West African Peanut Sauce
Posted By nicoley73
Sauté half an onion. Add equal parts peanut butter and tomato paste - I use about 1/2 small can of tomato paste. Heat up one Maggi beef bouillon cube in one cup of water and pour it in. It must be Maggi to be authentic. Mix and heat until simmering. I usually add in tofu, but if I'm being very cheap then it's boiled potato. Serve over rice.

SOUPS
Baked Potato Soup Posted By beansricerevolt -See Potato Dishes

Bean Soups Posted by rgarlough, BusyMommy, and luv-my-boys - See Bean Dishes

Black Bean Soup Posted By BeauGeek and -Attila the Honey-- - See Bean Dishes

Black Bean Vegetable Soup Posted By bright_eyes -- See Bean Dishes

Broths
Posted By Red
I either use homemade, a small can of the store brand (.50 cents) or a couple of cups of water and a bouillon cube. I've never paid $3.50 for a can of broth.

Buckwheat and Bean Chili
Cheap and filling, too.

Carrot Ginger Soup and Biscuits or Sourdough

Chicken Veggie Soup Posted By bec - See Poultry Dishes

Easy Veggie Broth
Posted By Attila the Honey
I am a vegetarian, and we always have broth because whenever I cook a vegetable, any kind, I put the cooking water into an ice cube tray and freeze it. When it's frozen I add it to my big bag of broth cubes. When it is all simmered together it makes a good vegetable broth, or at least close enough for my taste.

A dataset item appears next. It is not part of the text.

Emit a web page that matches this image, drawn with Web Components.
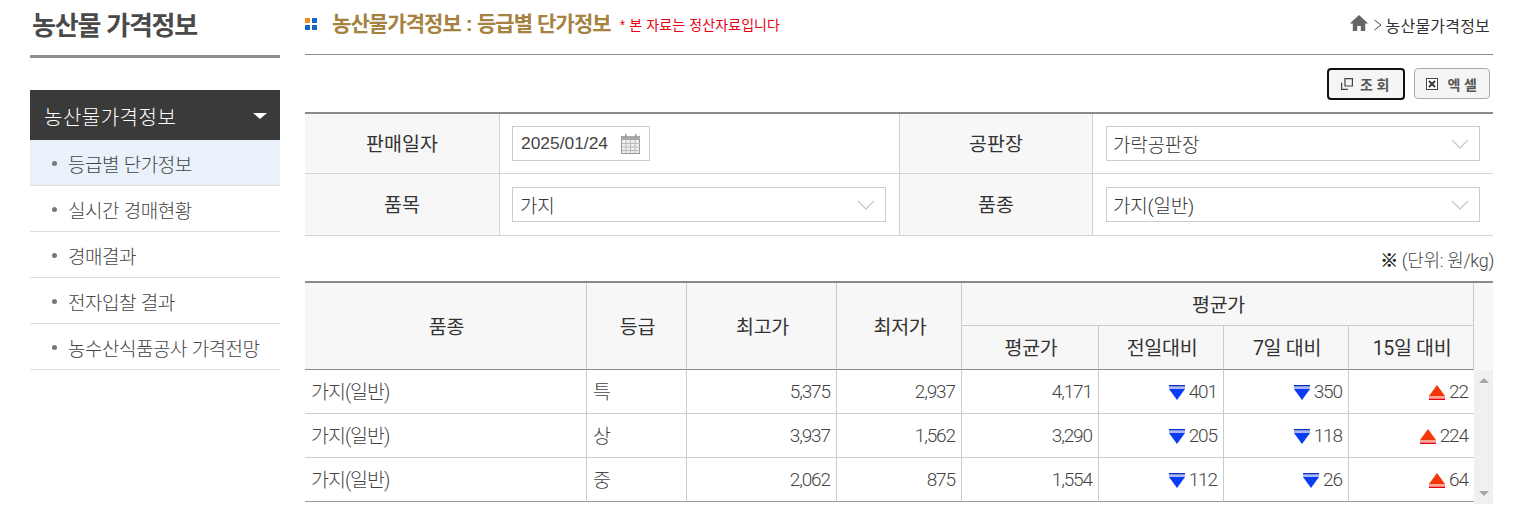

Egg Drop Soup Posted By amyamanda-See Egg Meals

Fake Chicken Broth
Posted By Attila the Honey
If for some reason I don't have broth, or I want to make a 'chicken style' broth I just fake it with water, salt, some liquid aminos and some chicken style herb/spice mix that I buy in bulk at our co-op. It might not be the real thing, but it tastes good and does the job.

Five Can Soup
Posted By MelanieMC
1 can Ro*Tel tomatoes (any brand really)
1 can of chili with beans
1 can whole kernel corn
1 can vegetable beef soup (or just veggie if you don't want the beef)
1 can of tomato soup
Combine all cans into one pot and heat until warm, or cook in the crock pot. This can be served with corn chips or cornbread. All of the ingredients are very cheap to buy - usually I can get all of it at a dollar store 4 cans for $1. When we make it we double the recipe, so it's really 10 can soup (and we usually have leftovers, which are good). It's yummy and very filling. Sometimes we eat it over cornbread as a soup, or we dip it with corn chips.
Posted By 2 in August: I just made this and it is good. I added a can of ranch style baked beans, some frozen peas and carrots, some ABC pasta and a couple diced potatoes.

French Onion Soup
Posted By wife&mommy
We are having this tomorrow; it's just onions, broth, cheese, and bread on top if you like.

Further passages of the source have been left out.